Merujuk pada data historis bahwa perekonomian Indonesia pernah tumbuh dengan sebesar 10,9 persen pada tahun dan sebesar 9,9 persen pada tahun 1980. Bahkan, sepanjang tahun 1994-1996, pertumbuhan ekonomi bisa mencapai 7,5-8,2 persen Berkaca dari data historis ini, maka seharusnya pertumbuhan ekonomi masih mampu tumbuh lebih tinggi dari capaian saat ini.
Meski harus diakui bahwa tantangan perekonomian global saat ini jauh lebih rumit dibandingkan dekade sebelumnya. Perekonomian Indonesia seharusnya lebih fleksibel dan adaptif dalam menghadapi dinamika dan ketidakpastian tantangan global saat ini.
Dengan kata lain bahwa mencapai pertumbuhan ekonomi yang lebih tinggi dari capaian saat ini bukanlah hal yang mustahil. Bahkan, sejumlah lembaga keuangan dunia memperkirakan bahwa proyeksi jangka panjang pertumbuhan ekonomi Indonesia sangat positif. Bahkan, Indonesia diperkirakaan mampu menjadi salah satu tulang punggung perekonomian dunia.
Pemerintahan saat ini memang terus berusaha memperbaiki permasalahan dalam tubuh perekonomian. Sejumlah capaian positif mulai terlihat, meski pekerjaan rumah juga masih sangat banyak. Meski begitu, jika kebijakan yang dijalankan saat ini dilakukan secara konsisten dan berkesinambungan, maka diharapkan akan dapat mendorong pertumbuhan ekonomi yang lebih tinggi.
Harus diakui bahwa pertumbuhan ekonomi Indonesia mulai merangkak naik sejak 2016 dengan kualitas yang membaik. Hal ini tecermin dari tingkat pengangguran dan ketimpangan yang turun. Pencapaian pertumbuhan ini harus diapresiasi. Apalagi, kondisi pertumbuhan ekonomi global masih melambat. Pertumbuhan ekonomi, khususnya di negara-negara maju makin sulit. Hal ini tidak dapat dilepaskan dari struktur demografi, di mana usia produktif makin menurun. Sehingga, peluang Indonesia untuk melepaskan diri dari stagnasi pertumbuhan sangat terbuka.
Mendorong Investasi
Salah satu cara untuk merealisasikannya ialah dengan mendorong investasi agar lebih masif masuk ke dalam perekonomian domestik, dengan tetap mendorong kinerja konsumsi rumah tangga. Kebijakan untuk menjaga inflasi tetap di level yang rendah dan stabil harus terus dijalankan secara konsisten, agar vitalitas daya beli dapat dipertahankan.

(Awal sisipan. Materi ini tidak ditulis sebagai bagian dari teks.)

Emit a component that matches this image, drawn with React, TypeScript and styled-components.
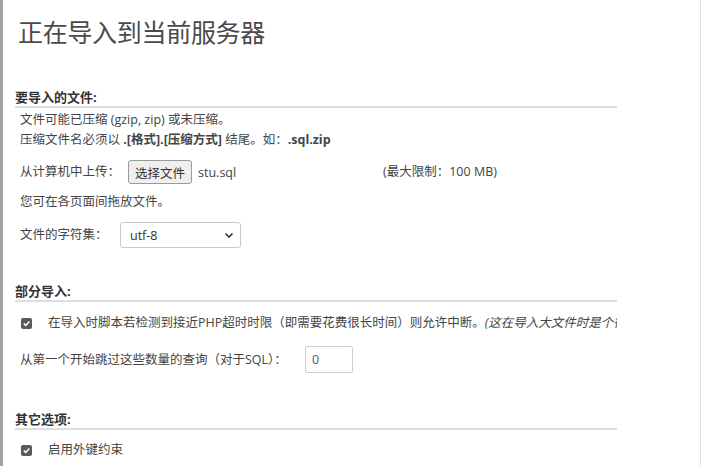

Jika dilihat dari data historis, pertumbuhan investasi pernah mencapai kinerja yang cukup baik. Sepanjang tahun 2010-2012, pertumbuhan investasi mencapai 8,1-9,1 persen. Sayangnya, mulai tahun 2013-2016, pertumbuhan investasi cenderung melambat menjadi sekitar 4-5 persen. Dan, untunglah sejak tahun 2017-2018, pertumbuhan investasi mulai menunjukkan tren kenaikan menjadi masing-masing 6,2 persen dan 6,7 persen.

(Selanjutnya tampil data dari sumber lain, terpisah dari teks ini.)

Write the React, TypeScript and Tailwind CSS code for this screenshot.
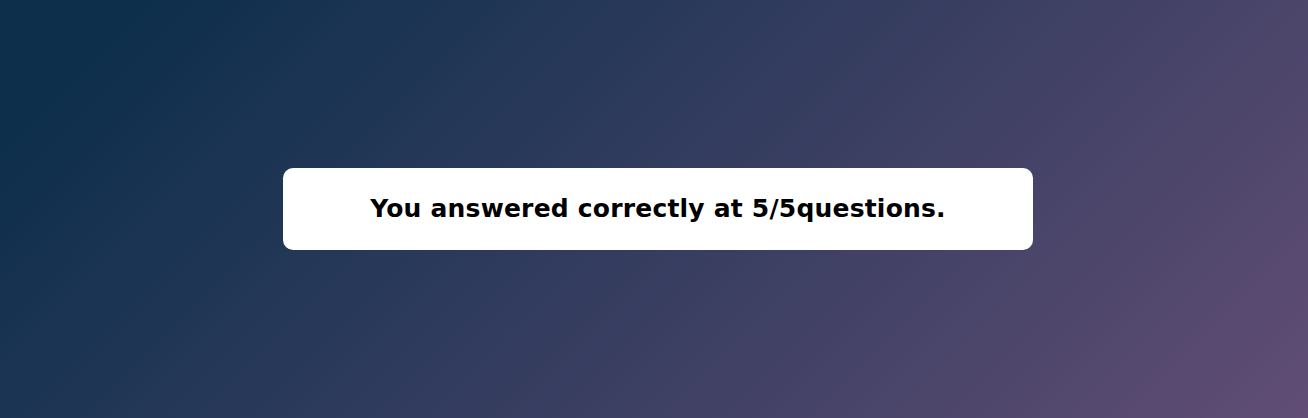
export default function App() {
  return (
    <div className="flex h-[418px] w-full items-center justify-center bg-[linear-gradient(135deg,#0e2f4c_9%,#614d75_100%)] pl-2">
      <div className="flex h-[82px] w-[750px] items-center justify-center rounded-[10px] bg-white">
        <p className="font-['DejaVu_Sans',sans-serif] text-[25px] font-bold tracking-[0.2px] text-black">
          You answered correctly at 5/5questions.
        </p>
      </div>
    </div>
  );
}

Jika pertumbuhan investasi ini bisa didorong terus, maka peluang pertumbuhan ekonomi untuk naik lebih tinggi sangat terbuka. Untuk itulah, pemerintah perlu terus memperbaiki kualitas iklim investasi.

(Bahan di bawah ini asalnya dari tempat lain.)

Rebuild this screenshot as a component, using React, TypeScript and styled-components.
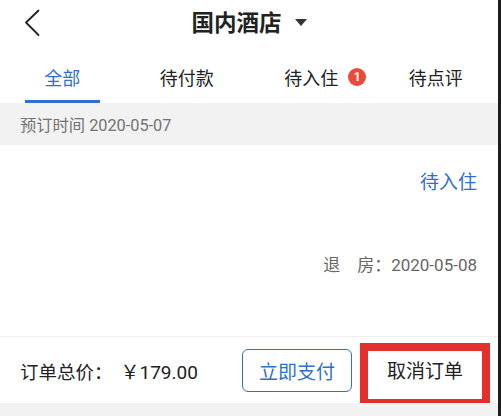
import React from "react";
import styled, { createGlobalStyle } from "styled-components";

const GlobalStyle = createGlobalStyle`
  html, body { margin: 0; padding: 0; background: #fff; }
  body { font-family: Roboto, "Noto Sans CJK SC", "Noto Sans", sans-serif; }
  * { box-sizing: border-box; }
`;

const BLUE = "#2f6fd1";

const Page = styled.div`
  width: 501px;
  height: 416px;
  display: flex;
  background: #fff;
  overflow: hidden;
`;

const Main = styled.div`
  flex: 1;
  display: flex;
  flex-direction: column;
  min-width: 0;
`;

const EdgeStrip = styled.div`
  width: 3px;
  background: #1c1c1c;
`;

const Header = styled.header`
  height: 45px;
  display: grid;
  grid-template-columns: 1fr auto 1fr;
  align-items: center;
`;

const BackButton = styled.button`
  justify-self: start;
  margin-left: 20px;
  width: 24px;
  height: 30px;
  padding: 0;
  border: none;
  background: transparent;
  display: flex;
  align-items: center;
  justify-content: center;
`;

const Title = styled.h1`
  margin: 0;
  display: flex;
  align-items: center;
  font-size: 22.5px;
  font-weight: 700;
  color: #222;
  line-height: 30px;
`;

const Caret = styled.span`
  margin-left: 13px;
  width: 0;
  height: 0;
  border-left: 6px solid transparent;
  border-right: 6px solid transparent;
  border-top: 7px solid #333;
`;

const Tabs = styled.nav`
  height: 58px;
  display: grid;
  grid-template-columns: repeat(4, 1fr);
`;

const Tab = styled.div`
  display: flex;
  justify-content: center;
  padding-top: 9px;
`;

const TabInner = styled.div<{ $active?: boolean }>`
  width: 75px;
  display: flex;
  align-items: center;
  justify-content: center;
  border-bottom: 3px solid ${(p) => (p.$active ? BLUE : "transparent")};
  font-size: 18px;
  color: ${(p) => (p.$active ? BLUE : "#222")};
`;

const TabLabel = styled.span`
  position: relative;
  white-space: nowrap;
`;

const Badge = styled.span`
  position: absolute;
  left: calc(100% + 10px);
  top: 50%;
  transform: translateY(-50%);
  width: 18px;
  height: 18px;
  border-radius: 50%;
  background: #ea4a3a;
  color: #fff;
  font-size: 12px;
  font-weight: 700;
  display: flex;
  align-items: center;
  justify-content: center;
  line-height: 1;
`;

const DateBar = styled.div`
  height: 42px;
  background: #f2f2f2;
  display: flex;
  align-items: center;
  padding-left: 20px;
  font-size: 16.3px;
  color: #737373;
`;

const Card = styled.section`
  height: 191px;
  display: flex;
  flex-direction: column;
  align-items: flex-end;
  padding: 24px 21px 0 0;
`;

const Status = styled.div`
  font-size: 19px;
  line-height: 28px;
  color: ${BLUE};
`;

const Checkout = styled.div`
  margin-top: 56px;
  font-size: 17px;
  line-height: 24px;
  color: #666;
  white-space: pre;
`;

const Footer = styled.footer`
  height: 67px;
  border-top: 1px solid #efefef;
  display: flex;
  align-items: center;
  padding-left: 20px;
`;

const Price = styled.div`
  font-size: 18.5px;
  color: #222;
  white-space: pre;
`;

const Amount = styled.span`
  margin-left: 8px;
  font-size: 19px;
`;

const PayButton = styled.button`
  margin-left: auto;
  width: 110px;
  height: 43px;
  border: 1.5px solid ${BLUE};
  border-radius: 6px;
  background: #fff;
  color: ${BLUE};
  font-family: inherit;
  font-size: 19px;
  padding: 0;
`;

const CancelBox = styled.button`
  margin: 0 8px 0 8px;
  align-self: flex-end;
  margin-bottom: -1px;
  width: 130px;
  height: 61px;
  border: 8px solid #e3302d;
  border-bottom-width: 5px;
  background: #fff;
  color: #222;
  font-family: inherit;
  font-size: 19px;
  padding: 0 0 12px 0;
`;

const BottomFill = styled.div`
  flex: 1;
  background: #f2f2f2;
`;

export default function App() {
  return (
    <>
      <GlobalStyle />
      <Page>
        <Main>
          <Header>
            <BackButton aria-label="返回">
              <svg width="16" height="28" viewBox="0 0 16 28">
                <path d="M14.5 1.5 L2 13.5 L14.5 26" fill="none" stroke="#222" strokeWidth="1.8" strokeLinecap="round" strokeLinejoin="round" />
              </svg>
            </BackButton>
            <Title>
              国内酒店
              <Caret />
            </Title>
            <span />
          </Header>
          <Tabs>
            <Tab>
              <TabInner $active>
                <TabLabel>全部</TabLabel>
              </TabInner>
            </Tab>
            <Tab>
              <TabInner>
                <TabLabel>待付款</TabLabel>
              </TabInner>
            </Tab>
            <Tab>
              <TabInner>
                <TabLabel>
                  待入住
                  <Badge>1</Badge>
                </TabLabel>
              </TabInner>
            </Tab>
            <Tab>
              <TabInner>
                <TabLabel>待点评</TabLabel>
              </TabInner>
            </Tab>
          </Tabs>
          <DateBar>预订时间 2020-05-07</DateBar>
          <Card>
            <Status>待入住</Status>
            <Checkout>退　房：2020-05-08</Checkout>
          </Card>
          <Footer>
            <Price>
              订单总价：<Amount>￥179.00</Amount>
            </Price>
            <PayButton>立即支付</PayButton>
            <CancelBox>取消订单</CancelBox>
          </Footer>
          <BottomFill />
        </Main>
        <EdgeStrip />
      </Page>
    </>
  );
}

Iklim investasi yang makin membaik diharapkan akan dapat mendorong peningkatan daya saing perekonomian. Harus diakui bahwa peringkat daya saing Indonesia masih tertinggal jauh dibandingkan dengan negara tetangga, seperti Malaysia, Thailand, dan Singapura.
Kolaborasi
Meski pemerintah sangat masif dalam membangun berbagai infrastruktur dalam empat tahun terakhir. Namun, hal itu belum cukup. Itu masih satu variabel. Masih ada beberapa variabel lain yang harus didorong, seperti (i) peningkatan kualitas sumber daya manusia (SDM), (ii) peningkatan riset dan teknologi, dan (iii) dukungan kelembangan.
Intinya, meski masih banyak pekerjaan rumah dan tantangan yang menghadang di depan. Namun, kita harus tetap optimis. Apalagi, Indonesia memiliki modal besar yang tidak dimiliki oleh bangsa lain, yaitu Sumber Daya Manusia (SDM) dan Sumber Daya Alam (SDA) yang cukup memadai. Tinggal, bagaimana kita semua bersinergi dan bersatu padu.
Bagaimana pun, pemerintah tidak bisa bekerja sendiri. Dibutuhkan kolaborasi dari semua pihak untuk dapat mendongkrak pertumbuhan ekonomi, karena tantangan yang kita hadapi juga makin tidak mudah.